During the first half of the twentieth century—decades of war and revolution in Europe—an "intellectual migration" relocated thousands of artists and thinkers to the United States, including some of Europe's supreme performing artists, filmmakers, playwrights, and choreographers. For them, America proved to be both a strange and opportune destination. A "foreign homeland" (Thomas Mann), it would frustrate and confuse, yet afford a clarity of understanding unencumbered by native habit and bias. However inadvertently, the condition of cultural exile would promote acute inquiries into the American experience. What impact did these famous newcomers have on American culture, and how did America affect them?
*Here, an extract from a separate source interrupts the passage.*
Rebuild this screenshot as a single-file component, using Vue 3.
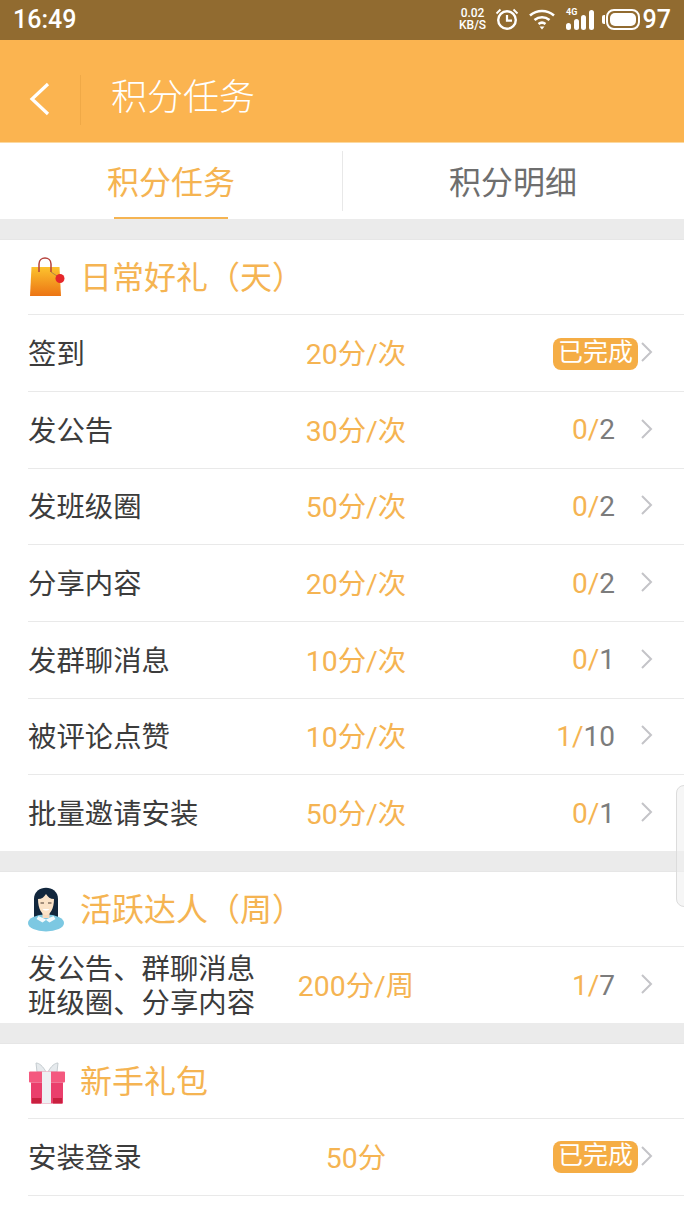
<template>
  <div class="page">
    <div class="status-bar">
      <span class="time">16:49</span>
      <div class="status-icons">
        <span class="speed"><i>0.02</i><i>KB/S</i></span>
        <svg class="ic-alarm" width="26" height="24" viewBox="0 0 26 24" fill="none" stroke="#fff">
          <circle cx="13" cy="13" r="8.8" stroke-width="2.4" />
          <path d="M13 8v5.6h5" stroke-width="2.2" />
          <path d="M2.5 6.5 6.5 2.5M23.5 6.5 19.5 2.5" stroke-width="1.8" />
        </svg>
        <svg class="ic-wifi" width="28" height="22" viewBox="0 0 28 22" fill="none" stroke="#fff" stroke-width="2.6">
          <path d="M2 7.5C9 1.5 19 1.5 26 7.5" />
          <path d="M6.5 12C11 8.3 17 8.3 21.5 12" />
          <path d="M10.5 16c2-1.5 5-1.5 7 0" />
          <path d="M14 21.5 11.5 18.5h5z" fill="#fff" stroke="none" />
        </svg>
        <span class="signal">
          <em>4G</em>
          <b v-for="h in [7, 11, 15, 20]" :key="h" :style="{ height: h + 'px' }"></b>
        </span>
        <span class="battery"><span></span></span>
        <span class="level">97</span>
      </div>
    </div>

    <header class="app-bar">
      <svg class="back" width="24" height="34" viewBox="0 0 24 34" fill="none" stroke="#fff" stroke-width="3.2">
        <path d="M20 2 4 17 20 32" />
      </svg>
      <span class="divider"></span>
      <h1>积分任务</h1>
    </header>

    <nav class="tabs">
      <div class="tab active"><span>积分任务</span></div>
      <div class="tab"><span>积分明细</span></div>
    </nav>

    <section v-for="group in groups" :key="group.title" class="group">
      <div class="group-head">
        <svg v-if="group.icon === 'bag'" class="group-icon" width="38" height="42" viewBox="0 0 38 42">
          <defs>
            <linearGradient id="bag" x1="0" y1="0" x2="0" y2="1">
              <stop offset="0" stop-color="#fcc32e" />
              <stop offset="1" stop-color="#ec7414" />
            </linearGradient>
          </defs>
          <path d="M3.5 11h28l1.5 29H2z" fill="url(#bag)" />
          <path d="M11 16V8c0-8 12-8 12 0v8" fill="none" stroke="#b5403a" stroke-width="1.5" />
          <path d="M23 16l6 4" stroke="#a98a45" stroke-width="1" />
          <circle cx="32" cy="22.5" r="4.5" fill="#e5262a" />
        </svg>
        <svg v-else-if="group.icon === 'girl'" class="group-icon" width="38" height="46" viewBox="0 0 38 46">
          <path d="M6 33V13C6-2 30-2 30 13v20z" fill="#12273d" />
          <ellipse cx="18" cy="37" rx="18" ry="8.5" fill="#7cc8e2" />
          <path d="M14.5 26h7v6h-7z" fill="#f6d9bd" />
          <path d="M10 13c4 0 6-2 8-5 2 3 4 5 8 5 0 10-4 16-8 16s-8-6-8-16z" fill="#fbe3c8" />
          <path d="M12.5 17h3.5M20 17h3.5" stroke="#4a3a30" stroke-width="1" />
          <path d="M14.5 23c2 2 5 2 7 0z" fill="#fff" />
          <path d="M10.500 30l7.500 3.500 7.500-3.500 2 3-6 3.500-3.500-2.500-3.500 2.500-6-3.500z" fill="#f3fafc" />
        </svg>
        <svg v-else class="group-icon" width="38" height="46" viewBox="0 0 38 46">
          <path d="M18 14C15 8 11 5 8 5l1 9zM20 14C23 8 27 5 30 5l-1 9z" fill="#e6eaed" stroke="#c5ccd0" />
          <rect x="1" y="13.5" width="36" height="11" rx="1" fill="#f4597f" />
          <rect x="3" y="24.5" width="32" height="21" fill="#ea3f6c" />
          <rect x="14" y="13.5" width="9" height="32" fill="#eef0f3" />
          <path d="M4 40h9v5.5H4zM25 40h9v5.5h-9z" fill="#c8203f" />
        </svg>
        <h2>{{ group.title }}</h2>
      </div>
      <div v-for="row in group.rows" :key="row.name" class="row" :class="{ tall: row.lines }">
        <div class="name">
          <template v-if="row.lines"><div v-for="l in row.lines" :key="l">{{ l }}</div></template>
          <template v-else>{{ row.name }}</template>
        </div>
        <div class="points">{{ row.points }}</div>
        <div class="progress">
          <span v-if="row.done" class="badge">已完成</span>
          <span v-else class="count"><span class="cur">{{ row.cur }}/</span>{{ row.total }}</span>
        </div>
        <svg class="chevron" width="14" height="22" viewBox="0 0 14 22" fill="none" stroke="#c4c4c8" stroke-width="2">
          <path d="M2 2l9 9-9 9" />
        </svg>
      </div>
    </section>
    <div class="list-end"></div>

    <div class="scroll-handle"></div>
  </div>
</template>

<script setup>
const groups = [
  {
    title: '日常好礼（天）',
    icon: 'bag',
    rows: [
      { name: '签到', points: '20分/次', done: true },
      { name: '发公告', points: '30分/次', cur: 0, total: 2 },
      { name: '发班级圈', points: '50分/次', cur: 0, total: 2 },
      { name: '分享内容', points: '20分/次', cur: 0, total: 2 },
      { name: '发群聊消息', points: '10分/次', cur: 0, total: 1 },
      { name: '被评论点赞', points: '10分/次', cur: 1, total: 10 },
      { name: '批量邀请安装', points: '50分/次', cur: 0, total: 1 },
    ],
  },
  {
    title: '活跃达人（周）',
    icon: 'girl',
    rows: [
      {
        name: 'weekly',
        lines: ['发公告、群聊消息', '班级圈、分享内容'],
        points: '200分/周',
        cur: 1,
        total: 7,
      },
    ],
  },
  {
    title: '新手礼包',
    icon: 'gift',
    rows: [{ name: '安装登录', points: '50分', done: true }],
  },
]
</script>

<style>
html,
body {
  margin: 0;
  background: #fff;
}
</style>

<style scoped>
.page {
  position: relative;
  width: 684px;
  height: 1216px;
  overflow: hidden;
  background: #fff;
  font-family: Roboto, "Noto Sans CJK SC", sans-serif;
}
.status-bar {
  height: 40px;
  background: #916b30;
  color: #fff;
  display: flex;
  align-items: center;
  justify-content: space-between;
  padding: 0 13px 2px;
  box-sizing: border-box;
}
.time {
  font-size: 25px;
  font-weight: 500;
}
.status-icons {
  display: flex;
  align-items: center;
}
.speed {
  display: flex;
  flex-direction: column;
  align-items: center;
  font-size: 12px;
  line-height: 12px;
  font-weight: 500;
  margin-right: 8px;
}
.speed i {
  font-style: normal;
}
.ic-alarm {
  margin-right: 8px;
}
.ic-wifi {
  margin-right: 10px;
}
.signal {
  position: relative;
  display: flex;
  align-items: flex-end;
  gap: 2.5px;
  height: 22px;
  margin-right: 12px;
}
.signal em {
  position: absolute;
  left: 0;
  top: -1px;
  font-style: normal;
  font-size: 9px;
  line-height: 10px;
  font-weight: 700;
}
.signal b {
  width: 5px;
  background: #fff;
  border-radius: 2.5px;
}
.battery {
  position: relative;
  width: 34px;
  height: 21px;
  border: 2px solid #fff;
  border-radius: 8px;
  padding: 2px;
  box-sizing: border-box;
  margin-right: 3px;
}
.battery::before {
  content: "";
  position: absolute;
  left: -6px;
  top: 4px;
  width: 3px;
  height: 9px;
  background: #fff;
  border-radius: 2px 0 0 2px;
}
.battery span {
  display: block;
  height: 100%;
  background: #fff;
  border-radius: 5px;
}
.level {
  font-size: 25px;
  font-weight: 500;
}
.app-bar {
  height: 103px;
  background: #fbb450;
  display: flex;
  align-items: center;
  box-sizing: border-box;
  border-bottom: 1px solid #fcd9a0;
}
.back {
  margin-left: 28px;
  margin-top: 16px;
}
.divider {
  width: 1px;
  height: 50px;
  background: #efa947;
  margin-left: 28px;
  margin-top: 18px;
}
.app-bar h1 {
  margin: 6px 0 0 30px;
  font-size: 36px;
  font-weight: 300;
  color: #fff;
}
.tabs {
  height: 76px;
  display: flex;
  background: #fff;
}
.tab {
  flex: 1;
  display: flex;
  justify-content: center;
  align-items: center;
  font-size: 32px;
  font-weight: 400;
  color: #6e6e6e;
  position: relative;
}
.tab span {
  margin-top: -2px;
}
.tab + .tab::before {
  content: "";
  position: absolute;
  left: 0;
  top: 8px;
  width: 1px;
  height: 60px;
  background: #e8e8e8;
}
.tab.active {
  color: #f5b452;
}
.tab.active::after {
  content: "";
  position: absolute;
  left: 114px;
  bottom: 0;
  width: 114px;
  height: 2px;
  background: #f5b452;
}
.group {
  background: #fff;
  border-top: 20px solid #ebebeb;
}
.group-head {
  height: 75.3px;
  box-sizing: border-box;
  border-top: 1px solid #e6e6e6;
  display: flex;
  align-items: center;
  padding-left: 28px;
}
.group-icon {
  flex: none;
}
.group-head h2 {
  margin: 0 0 0 14px;
  padding-bottom: 4px;
  font-size: 32px;
  font-weight: 400;
  color: #f5b452;
}
.row {
  margin-left: 28px;
  height: 76.67px;
  box-sizing: border-box;
  border-top: 1px solid #e9e9e9;
  display: grid;
  grid-template-columns: 228px 200px 159px 1fr;
  align-items: center;
}
.name {
  font-size: 28.4px;
  font-weight: 400;
  color: #3c3c3c;
  margin-top: -3px;
}
.row.tall .name {
  line-height: 34px;
  margin-top: 4px;
}
.points {
  text-align: center;
  font-size: 28.4px;
  font-weight: 400;
  color: #f5b452;
  margin-top: -3px;
}
.progress {
  text-align: right;
  font-size: 28px;
  font-weight: 400;
  color: #7c7c7c;
}
.cur {
  color: #f5b452;
}
.badge {
  display: inline-block;
  width: 85px;
  height: 32px;
  line-height: 30px;
  margin-right: -23px;
  text-align: center;
  background: #f5ad45;
  border-radius: 8px;
  color: #fff;
  font-size: 25px;
  font-weight: 400;
  position: relative;
  top: -1px;
}
.chevron {
  justify-self: start;
  margin-left: 25px;
  margin-top: -2px;
}
.list-end {
  margin-left: 28px;
  border-top: 1px solid #e9e9e9;
}
.scroll-handle {
  position: absolute;
  right: -8px;
  top: 785px;
  width: 14px;
  height: 120px;
  border: 1px solid #dcdcdc;
  border-radius: 8px;
  background: rgba(240, 240, 240, 0.6);
}
</style>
George Balanchine, in collaboration with Stravinsky, famously created an Americanized version of Russian classical ballet. Kurt Weill, schooled in Berlin jazz, composed a Broadway opera. Rouben Mamoulian's revolutionary Broadway productions of Porgy and Bess and Oklahoma! drew upon Russian "total theater." An army of German filmmakers—among them F. W. Murnau, Fritz Lang, Ernst Lubitsch, and Billy Wilder—made Hollywood more edgy and cosmopolitan. Greta Garbo and Marlene Dietrich redefined film sexuality. Erich Korngold upholstered the sound of the movies. Rudolf Serkin inspirationally inculcated dour Germanic canons of musical interpretation. An obscure British organist reinvented himself as "Leopold Stokowski." However, most of these gifted émigrés to the New World found that the freedoms they enjoyed in America diluted rather than amplified their high creative ambitions.

A central theme of Joseph Horowitz's study is that Russians uprooted from St. Petersburg became "Americans"—they adapted. Representatives of Germanic culture, by comparison, preached a German cultural bible—they colonized. "The polar extremes," he writes, "were Balanchine, who shed Petipa to invent a New World template for ballet, and the conductor George Szell, who treated his American players as New World Calibans to be taught Mozart and Beethoven." A symbiotic relationship to African American culture is another ongoing motif emerging from Horowitz's survey: the immigrants "bonded with blacks from a shared experience of marginality"; they proved immune to "the growing pains of a young high culture separating from parents and former slaves alike."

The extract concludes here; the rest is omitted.